Cloudflare is committed to helping build the next generation of Internet privacy preserving technologies and rolling those out broadly, not just for our own customers, but for the good of the Internet.

Before we jump in and really start talking about how the research team sees the future of Internet and privacy preserving technologies, I want to go around the horn and introduce all of our panelists.

So starting with Nick. Nick, a little bit about yourself and what you do at Cloudflare.

Hi, so I'm Nick Sullivan. I'm the head of research here at Cloudflare, and I'm very interested in how we can apply technologies to make the Internet better.

And by better, I mean faster, more secure, more efficient, more private.

And my personal favorite way to do this is to apply cryptography, but I also love all the realms of computer science.

And so I'm excited to share what we've been doing for this entire year and what we're launching this week and share our directions, what we see as the future of research here at Cloudflare.

Awesome. Thanks, Nick. Tara, why don't you take us next? Thanks, Wesley.

I am Tara Whalen. I am the research lead for privacy here at Cloudflare.

So I've had a long privacy career with a lot of different roles. Here at Cloudflare, I'm enjoying applying my skill sets to helping us make more privacy protective technologies for customers, for our end users, and of course, for the Internet in general.

And so my work has been very specific projects here at the company, but I also will work with larger standards bodies for making a more privacy protective Internet as well.

Awesome. Thanks, Tara. Marwan. Thanks, Wesley. I'm Marwan Fayyad.

I was until recently a full academic professor with no plans to join an industry lab, and yet here I am.

I think that says something about the environment.

My own domain tends to focus on networking and systems.
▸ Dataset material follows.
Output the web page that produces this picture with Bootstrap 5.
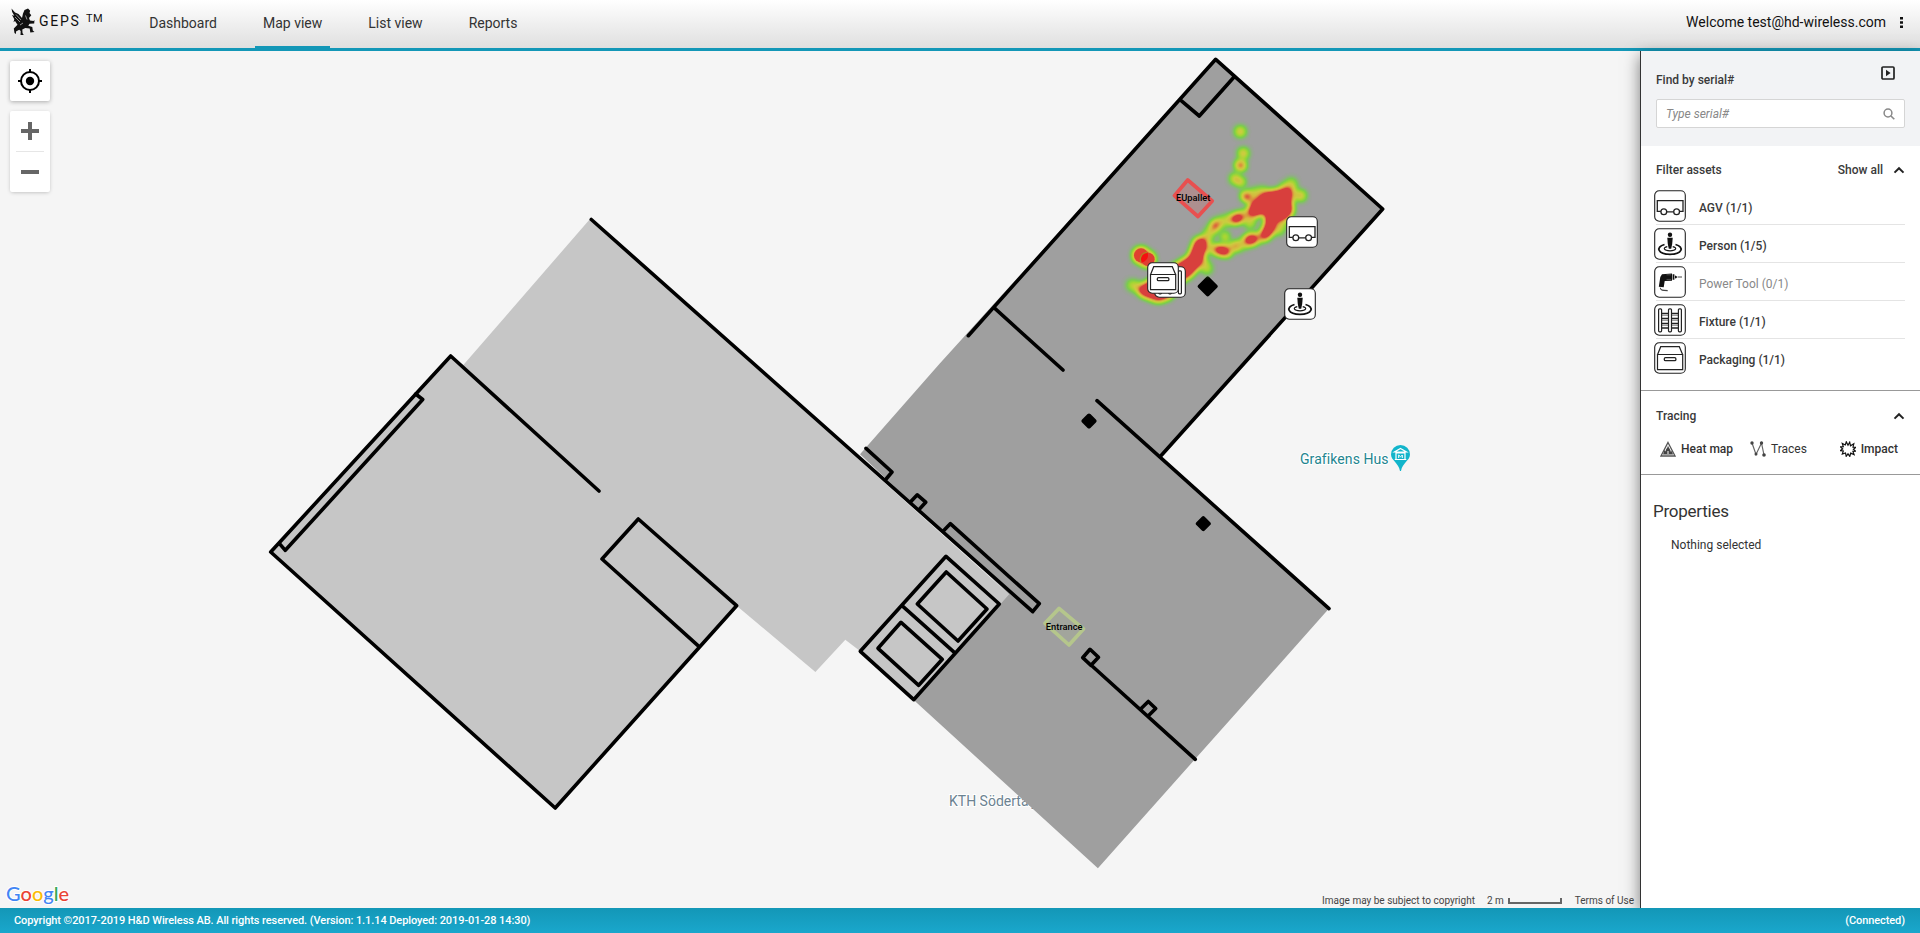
<!DOCTYPE html>
<html lang="en">
<head>
<meta charset="utf-8">
<meta name="viewport" content="width=device-width, initial-scale=1">
<title>GEPS - Map view</title>
<link href="https://cdn.jsdelivr.net/npm/bootstrap@5.3.0/dist/css/bootstrap.min.css" rel="stylesheet">
<style>
body{font-family:Roboto,sans-serif;font-size:12px;line-height:16px;color:#333;height:100vh;overflow:hidden}
.topbar{height:51px;background:linear-gradient(#fff,#dfdfdf);border-bottom:3px solid #1397b7;padding-left:11px;padding-right:13px}
.brand-text{font-size:14px;letter-spacing:1.75px;color:#111;margin-left:4px;padding-bottom:7px}
.brand-text sup{font-size:11px;letter-spacing:.6px;top:-4px;margin-left:0;line-height:0}
.topbar .nav-link{font-size:14px;color:#333;padding:0 8px;height:48px;line-height:47px;border-bottom:2px solid transparent}
.topbar .nav-link.active{border-color:#1397b7}
.main-tabs{margin-left:38px;gap:30px}
.welcome{font-size:14px;color:#111;line-height:44px}
.map-area{background:#f5f5f5;min-width:0}
.map-tools{left:10px;top:10px;width:40px;gap:10px}
.tool-btn{background:#fff;border-radius:2px;box-shadow:0 1px 4px rgba(0,0,0,.3);height:40px}
.tool-zoom{background:#fff;border-radius:2px;box-shadow:0 1px 4px -1px rgba(0,0,0,.3);height:81px}
.tool-zoom hr{width:28px;margin:0;opacity:1;border-color:#e6e6e6}
.map-note{right:6px;bottom:0;font-size:10px;line-height:14px;color:#444}
.scale-bar{width:54px;height:6px;border:2px solid #666;border-top:0;margin:0 13px 0 4px}
.side{width:280px;background:#fff;border-left:1px solid #333;box-shadow:0 5px 15px rgba(0,0,0,.5)}
.side-title{font-weight:500;font-size:12px;color:#3a3a3a}
.find-box{background:#f2f3f5;height:95px;padding:15px 15px 0 15px}
.find-input{height:29px;border:1px solid #d5d5d5;border-radius:2px;background:#fff;font-style:italic;color:#888;padding:0 9px 0 9px}
.filter-box{height:245px;border-bottom:1px solid #999;padding:16px 15px 0 13px}
.asset-row{height:38px}
.asset-label{border-bottom:1px solid #e4e4e4;margin-left:-30px;padding-left:43px;height:35px;line-height:37px;font-weight:500;color:#3a3a3a}
.asset-row:last-child .asset-label{border-color:transparent}
.asset-label.off{font-weight:400;color:#888}
.trace-box{height:84px;border-bottom:1px solid #999;padding:17px 15px 0}
.trace-item{font-weight:500;gap:5px}
.props{padding:26px 12px}
.props h2{font-size:17px;line-height:20px;font-weight:400;color:#333;margin:0;letter-spacing:-.25px}
.foot{height:25px;background:linear-gradient(#1397b7,#1aa7cc);color:#fff;font-size:11px;padding:1px 15px 0 14px;font-weight:500;letter-spacing:-.08px;z-index:2}
</style>
</head>
<body class="d-flex flex-column">

<svg width="0" height="0" class="position-absolute" aria-hidden="true">
  <defs>
    <g id="ic-frame"><rect x=".7" y=".7" width="30.6" height="30.6" rx="4.5" fill="#fff" stroke="#222" stroke-width="1.1"/></g>
    <symbol id="ic-agv" viewBox="0 0 32 32"><use href="#ic-frame"/><g fill="none" stroke="#222" stroke-width="1.3"><path d="M6.8 21.3H3.3V10.7H29v10.6h-3.2M12.8 21.8h6.6"/><circle cx="9.8" cy="21.8" r="2.9"/><circle cx="22.6" cy="21.8" r="2.9"/></g></symbol>
    <symbol id="ic-person" viewBox="0 0 32 32"><use href="#ic-frame"/><circle cx="16" cy="6.7" r="2.2" fill="#111"/><path d="M13.3 9.8h5.4l-.5 6.2-1 4.8h-2.4l-1-4.8z" fill="#111"/><g fill="none" stroke="#111"><path d="M13.3 18.6c-5 1-3.500 4.200 2.700 4.200s7.700-3.200 2.700-4.200" stroke-width="1.200"/><path d="M10.500 16.500C1 19 4 26.300 16 26.300s15-7.300 5.500-9.800" stroke-width="1.700"/></g></symbol>
    <symbol id="ic-drill" viewBox="0 0 32 32"><use href="#ic-frame"/><path d="M8 8.200 18 7.500v7.200l-7.300.4-1 6.200-4.900-.6L6.300 11z" fill="#111"/><path d="M12.500 8.800h4.500M12.500 13.400h4.500" stroke="#777" stroke-width=".6"/><path d="M18.600 8.300h1.800v5.500h-1.800zM21 9.600l1.800.7v1.600l-1.800.6z" fill="#111"/><path d="M23.500 11h4.500" stroke="#444"/><path d="M6.300 21.800c.2 2.600 2.200 2.700 7.400 2.800" fill="none" stroke="#444" stroke-width="1.100"/></symbol>
    <symbol id="ic-fixture" viewBox="0 0 32 32"><use href="#ic-frame"/><path d="M6 9.500h20M6 14.500h20M6 19.500h20M6 24h20" stroke="#222" stroke-width="1.300"/><path d="M6 11.300h20M6 16.300h20M6 21.300h20" stroke="#888" stroke-width="1"/><g fill="#fff" stroke="#222" stroke-width="1.200"><rect x="4.600" y="4.800" width="3" height="23" rx="1"/><rect x="14.500" y="4.800" width="3" height="23" rx="1"/><rect x="24.400" y="4.800" width="3" height="23" rx="1"/></g></symbol>
    <symbol id="ic-pack" viewBox="0 0 32 32"><use href="#ic-frame"/><g fill="none" stroke="#222" stroke-width="1.200"><path d="M3.500 12.500h25.200v15.200H3.500z"/><path d="M3.700 12.300 6.700 4.700h18.600l3.200 7.600"/><rect x="10.300" y="15.700" width="11.600" height="3" rx="1.200" stroke-width="1.300"/></g></symbol>
    <symbol id="ic-chevron" viewBox="0 0 12 8"><path d="M1.500 6.600 6 2.200l4.500 4.400" fill="none" stroke="#222" stroke-width="2"/></symbol>
    <filter id="heat" x="0" y="0" width="780" height="690" filterUnits="userSpaceOnUse" color-interpolation-filters="sRGB">
      <feGaussianBlur stdDeviation="10" result="b"/>
      <feColorMatrix in="b" values="0 0 0 1 0  0 0 0 1 0  0 0 0 1 0  0 0 0 0 1"/>
      <feComponentTransfer result="c"><feFuncR type="table" tableValues=".38 .44 .64 .80 .84 .86 .85 .85 .85 .85 .85"/><feFuncG type="table" tableValues=".88 .86 .84 .80 .72 .52 .25 .25 .25 .25 .25"/><feFuncB type="table" tableValues=".2 .2 .2 .25 .25 .24 .24 .24 .24 .24 .24"/></feComponentTransfer>
      <feComponentTransfer in="b" result="a"><feFuncA type="table" tableValues="0 .75 1 1 1 1 1 1 1 1 1"/></feComponentTransfer>
      <feComposite in="c" in2="a" operator="in"/>
    </filter>
  </defs>
</svg>

<header class="topbar d-flex flex-shrink-0">
  <a class="d-flex align-items-center text-decoration-none" href="#">
    <svg width="24" height="28" viewBox="0 0 24 28" style="margin-bottom:6px"><path d="M.5 1.500 4 5.500 7.500 7 11 11l1-4.500L13.500 3 17 1.500l2.200 2.200-.7 2.300 1.800 2.300L18 11l1 2.500 3.500.5L23.500 13l-.3 3.500-4.700.3-1.200 2 4 1.200.5 3.500 1.700 1.500-4.200.6-.6-4-4.400-.6-3 1.500.2 3.500 1.500 2.500H9.500l.2-4.500-1.500-1.300-3.200 1.800v2.500L3.500 26l-.7-4.500 3.700-3.700L4 14l-1.500 1.200.8-3L1 8l2.300.8L1.200 5z" fill="#111"/><path d="m5 7.500 5 5.500M4 10l5 5M14.500 8.500l1.500 4M9 18l3-2" stroke="#ccc" stroke-width=".7"/></svg>
    <span class="brand-text">GEPS <sup>TM</sup></span>
  </a>
  <nav class="nav main-tabs">
    <a class="nav-link" href="#">Dashboard</a>
    <a class="nav-link active" href="#">Map view</a>
    <a class="nav-link" href="#">List view</a>
    <a class="nav-link" href="#">Reports</a>
  </nav>
  <div class="welcome ms-auto d-flex align-items-start">Welcome test@hd-wireless.com
    <svg width="11" height="44" viewBox="0 0 11 44" style="margin-left:10px"><path d="M4 17h3v2.600H4zM4 21.200h3v2.600H4zM4 25.400h3V28H4z" fill="#111"/></svg>
  </div>
</header>

<main class="d-flex flex-grow-1" style="min-height:0">
  <section class="map-area position-relative flex-grow-1 overflow-hidden">
    <svg width="1640" height="857" viewBox="0 51 1640 857" class="d-block">
      <g font-family="Roboto, sans-serif" font-size="14" paint-order="stroke" stroke="#fff" stroke-width="2">
        <text x="949" y="806" fill="#6b8291">KTH Södertälje</text>
        <text x="1300" y="464" fill="#23858f" letter-spacing=".08">Grafikens Hus</text>
      </g>
      <path d="M1400.500 445a9.500 9.500 0 0 0-9.500 9.500c0 6 7.500 8 9 16.500h1c1.500-8.500 9-10.500 9-16.500a9.500 9.500 0 0 0-9.500-9.500z" fill="#12b5cb"/>
      <path d="m1400.500 448.500 6 3.500h-12zM1396 453h9v6.500h-9zM1394.800 459.500h11.500" fill="none" stroke="#fff" stroke-width="1.200"/><path d="M1398.700 458v-3l1.800 1.800 1.800-1.800v3" fill="none" stroke="#fff"/>

      <!-- floor areas -->
      <path d="M450.700 356 463.300 365 590 219 1009 594.300 913.700 699.700 860.300 651.300 845.300 639.700 815.400 672 736.600 605.700 555.200 808 270.700 552z" fill="#c6c6c6"/>
      <path d="M1215.700 59.300 1382.700 209 1160.300 456.800 1329 608.600 1097.900 868.300 913.700 700 1009 594.300 860 454.300 940 363.300z" fill="#9f9f9f"/>

      <!-- walls -->
      <g fill="none" stroke="#000" stroke-width="3.600" stroke-linecap="round" stroke-linejoin="round">
        <path d="M599 491 450.700 356 270.700 552 555.200 808 736.600 605.700 638.300 519 602 559 699.100 646.700"/>
        <path d="M415.700 394l7 5.500L285.300 550.300l-5.600-6.500"/>
        <path d="M591.300 219.500 1032.700 611.700l6.600-8-89-80-7 7.300"/>
        <path d="M866 448.300 892 472l-6.300 7.500M910.900 501.500l6.400-6.700 8.400 7.400-6.700 7.400"/>
        <path d="M946 556.300 999.300 604 913.700 699.700 860.300 651.300zM902 605.700 954.300 652.300M946.300 572 987 609 958 641 917.300 604zM901 622.300 942.300 659.300 918.700 685.300 878 648.300z"/>
        <path d="M968.300 335.700 1215.700 59.300 1382.700 209 1160.300 456.500M1097 400.700 1329 608.600M994 307.700 1063 370M1180 99.700l19.300 16.300 35-39.300"/>
        <path d="M1090 649.300l8.500 8-7.500 8-8.300-7.600zM1091 665l104.300 94.300M1140.900 708.700l7.400-7.200 7.400 7-7.300 7.300"/>
      </g>
      <g stroke="#000" stroke-width="4" stroke-linejoin="round"><path d="M1207.700 278.300l8 8-8 8-8-8zM1089 415.500l5.500 5.500-5.500 5.500-5.500-5.500zM1203.300 518.200l5.500 5.500-5.500 5.500-5.500-5.500z"/></g>

      <!-- heat map -->
      <g transform="translate(1090 100) scale(.33333)">
        <g filter="url(#heat)">
          <path d="M474 345 484 308 530 277 590 266 603 262 602 300 608 332 594 354 560 362 546 402 525 420 510 410 528 370 526 338 496 348z"/>
          <path d="M318 418 346 414 346 450 330 495 300 528 270 545 240 592 205 604 154 585 144 566 170 548 250 500 298 470z"/>
          <ellipse cx="442" cy="356" rx="20" ry="12" transform="rotate(-20 442 356)"/>
          <ellipse cx="377" cy="377" rx="14" ry="7" transform="rotate(-50 377 377)"/>
          <ellipse cx="469" cy="291" rx="15" ry="9" transform="rotate(40 469 291)"/>
          <ellipse cx="483" cy="418" rx="20" ry="14" transform="rotate(-15 483 418)"/>
          <ellipse cx="397" cy="453" rx="25" ry="12" transform="rotate(15 397 453)"/>
          <circle cx="437" cy="438" r="7"/>
          <g fill="none" stroke="#000" stroke-width="26" stroke-linecap="round" opacity=".34"><path d="M345 420 378 372 440 352 492 335M345 440 385 450 437 440 515 410M126 555l36 15M565 390l10-20M480 345v25M335 480l16 26M480 284l40-8M604 250v40M585 262h20"/></g>
          <g opacity=".52"><circle cx="451" cy="95" r="13"/><circle cx="460" cy="160" r="13"/><circle cx="435" cy="236" r="12"/><circle cx="452" cy="246" r="11"/><circle cx="632" cy="287" r="13"/><circle cx="405" cy="410" r="10"/></g>
          <circle cx="452" cy="196" r="13" opacity=".8"/>
          <circle cx="153" cy="466" r="21"/><circle cx="172" cy="478" r="20"/>
        </g>
        <circle cx="174" cy="478" r="20" fill="#df3d33"/><circle cx="153" cy="466" r="21" fill="#e04030"/>
        <path d="M172 457a21 21 0 0 0-19 30 21 21 0 0 0 19-30z" fill="#f51010"/><path d="M172 457a21 21 0 0 0-19 30" fill="none" stroke="#b08020" stroke-width="4"/>
      </g>

      <!-- zones -->
      <path d="M1187.700 180 1212.200 201 1198 216.500 1174.400 195.700z" fill="#e85050" fill-opacity=".2" stroke="#e85050" stroke-width="3.700" stroke-linejoin="round"/>
      <path d="M1059 608.400 1083.500 629 1069 645 1045 623.300z" fill="#b5c68c" fill-opacity=".15" stroke="#b5c68c" stroke-width="3.700" stroke-linejoin="round"/>
      <g font-family="Roboto, sans-serif" font-size="9.300" font-weight="500" text-anchor="middle" fill="#000"><text x="1193.200" y="200.700">EUpallet</text><text x="1064.200" y="630">Entrance</text></g>

      <!-- asset pins -->
      <use href="#ic-agv" x="1286" y="216" width="32" height="32"/>
      <use href="#ic-person" x="1284" y="288" width="32" height="32"/>
      <use href="#ic-fixture" x="1154" y="266" width="32" height="32"/>
      <use href="#ic-pack" x="1147" y="262" width="32" height="32"/>

      <text x="6" y="901" font-family="Lato, sans-serif" font-size="20" font-weight="500" paint-order="stroke" stroke="#fff" stroke-width="2"><tspan fill="#4285f4">G</tspan><tspan fill="#ea4335">o</tspan><tspan fill="#fbbc05">o</tspan><tspan fill="#4285f4">g</tspan><tspan fill="#34a853">l</tspan><tspan fill="#ea4335">e</tspan></text>
    </svg>

    <div class="map-tools position-absolute d-flex flex-column">
      <div class="tool-btn d-flex align-items-center justify-content-center"><svg width="24" height="24" viewBox="0 0 24 24"><circle cx="12" cy="12" r="9" fill="none" stroke="#000" stroke-width="2"/><circle cx="12" cy="12" r="4.200"/><path d="M12 0v4M12 20v4M0 12h4M20 12h4" stroke="#000" stroke-width="2"/></svg></div>
      <div class="tool-zoom d-flex flex-column align-items-center">
        <svg width="40" height="40" viewBox="0 0 40 40"><path d="M11 20h18M20 11v18" stroke="#666" stroke-width="4"/></svg>
        <hr>
        <svg width="40" height="40" viewBox="0 0 40 40"><path d="M11 20h18" stroke="#666" stroke-width="4"/></svg>
      </div>
    </div>
    <div class="map-note position-absolute d-flex align-items-center"><span style="margin-right:12px">Image may be subject to copyright</span><span>2 m</span><span class="scale-bar"></span><span>Terms of Use</span></div>
  </section>

  <aside class="side flex-shrink-0 position-relative">
    <div class="find-box">
      <div class="d-flex justify-content-between mb-2" style="height:25px">
        <span class="side-title" style="padding-top:6px">Find by serial#</span>
        <svg width="14" height="14" viewBox="0 0 14 14" style="margin-right:10px"><rect x="1" y="1" width="12" height="12" rx="1" fill="none" stroke="#222" stroke-width="1.700"/><path d="M5 3.800v6.400L9.600 7z" fill="#222"/></svg>
      </div>
      <div class="find-input d-flex align-items-center justify-content-between"><span>Type serial#</span><svg width="12" height="12" viewBox="0 0 12 12"><circle cx="5" cy="5" r="3.900" fill="none" stroke="#888" stroke-width="1.500"/><path d="m8 8 3.300 3.300" stroke="#888" stroke-width="1.600"/></svg></div>
    </div>

    <div class="filter-box">
      <div class="side-title d-flex align-items-center mb-2 pb-1 ps-0"><span class="me-auto" style="margin-left:2px">Filter assets</span><span>Show all</span><svg width="12" height="8" style="margin-left:10px"><use href="#ic-chevron"/></svg></div>
      <div class="asset-row d-flex"><svg width="32" height="32" class="flex-shrink-0 position-relative z-1"><use href="#ic-agv"/></svg><div class="asset-label flex-grow-1">AGV (1/1)</div></div>
      <div class="asset-row d-flex"><svg width="32" height="32" class="flex-shrink-0 position-relative z-1"><use href="#ic-person"/></svg><div class="asset-label flex-grow-1">Person (1/5)</div></div>
      <div class="asset-row d-flex"><svg width="32" height="32" class="flex-shrink-0 position-relative z-1"><use href="#ic-drill"/></svg><div class="asset-label off flex-grow-1">Power Tool (0/1)</div></div>
      <div class="asset-row d-flex"><svg width="32" height="32" class="flex-shrink-0 position-relative z-1"><use href="#ic-fixture"/></svg><div class="asset-label flex-grow-1">Fixture (1/1)</div></div>
      <div class="asset-row d-flex"><svg width="32" height="32" class="flex-shrink-0 position-relative z-1"><use href="#ic-pack"/></svg><div class="asset-label flex-grow-1">Packaging (1/1)</div></div>
    </div>

    <div class="trace-box">
      <div class="side-title d-flex align-items-center justify-content-between"><span>Tracing</span><svg width="12" height="8"><use href="#ic-chevron"/></svg></div>
      <div class="d-flex justify-content-between" style="margin:17px 7px 0 4px">
        <div class="trace-item d-flex"><svg width="16" height="16" viewBox="0 0 16 16"><path d="M8 1.500 15 15H1z" fill="#fff" stroke="#555" stroke-width="1.300"/><path d="M8 4.500c.3 2 2.800 4 2.800 6.300L12 10l1 3.500H3L4.500 9l1 1.500C5.500 8 7.800 7 8 4.500z" fill="#444"/><path d="M8 10v3" stroke="#fff"/></svg>Heat map</div>
        <div class="trace-item d-flex fw-normal" style="margin-right:16px"><svg width="16" height="16" viewBox="0 0 16 16"><path d="M2 2v0l4 11.500L11.500 2 14 14" fill="none" stroke="#666" stroke-width="1.200"/><g fill="#444"><circle cx="2" cy="2" r="1.700"/><circle cx="6" cy="13" r="1.500"/><circle cx="11.500" cy="2" r="1.700"/><circle cx="14" cy="14" r="1.800"/></g></svg>Traces</div>
        <div class="trace-item d-flex"><svg width="16" height="16" viewBox="0 0 16 16"><path d="m8 4.200 1.700-3 .8 3.600 3.300-2-.8 3.400 2.700.2-2.300 1.800 2.300 2-2.800.2 1.200 3.200-3.400-1.500-.9 3.300L8 12.800l-1.800 2.500-.7-3.300-3.200 1 1-3-3-.4L2.700 8 .3 5.800l3-.1-1-3.200 3 1.500L6.300.8z" fill="none" stroke="#111" stroke-width="1.200"/></svg>Impact</div>
      </div>
    </div>

    <div class="props">
      <h2>Properties</h2>
      <div style="margin:16px 0 0 18px">Nothing selected</div>
    </div>
  </aside>
</main>

<footer class="foot position-relative d-flex align-items-center justify-content-between flex-shrink-0"><span>Copyright ©2017-2019 H&amp;D Wireless AB. All rights reserved. (Version: 1.1.14 Deployed: 2019-01-28 14:30)</span><span>(Connected)</span></footer>

<script src="https://cdn.jsdelivr.net/npm/bootstrap@5.3.0/dist/js/bootstrap.bundle.min.js"></script>
</body>
</html>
In the past, I have worked with streaming video supports at the network layer, routing and transport, co-founded an ISP for rural and remote broadband backhaul services, and like everybody else in the room, broadly interested in computer science and the engineering domain.

Great. Thanks, Marwan. And Chris. Yeah. Thanks, Wesley. My name's Chris.

I am a research lead here on the team, focused on networking, security, privacy, and applied cryptography, and generally how they all intersect with various protocols and projects here at Cloudflare and beyond.

I participate in standards bodies in various capacities to help advance and improve and ship these things at large scales, and I'm looking forward to talking about this stuff.


Thanks, Chris. And Chris may be the luckiest person on the call. If you hear the rumbling in the background, Chris is surrounded by a slew of dogs.

I didn't know if you could hear that.

And so he has the most pets out of any of us. And I'm Wesley Evans.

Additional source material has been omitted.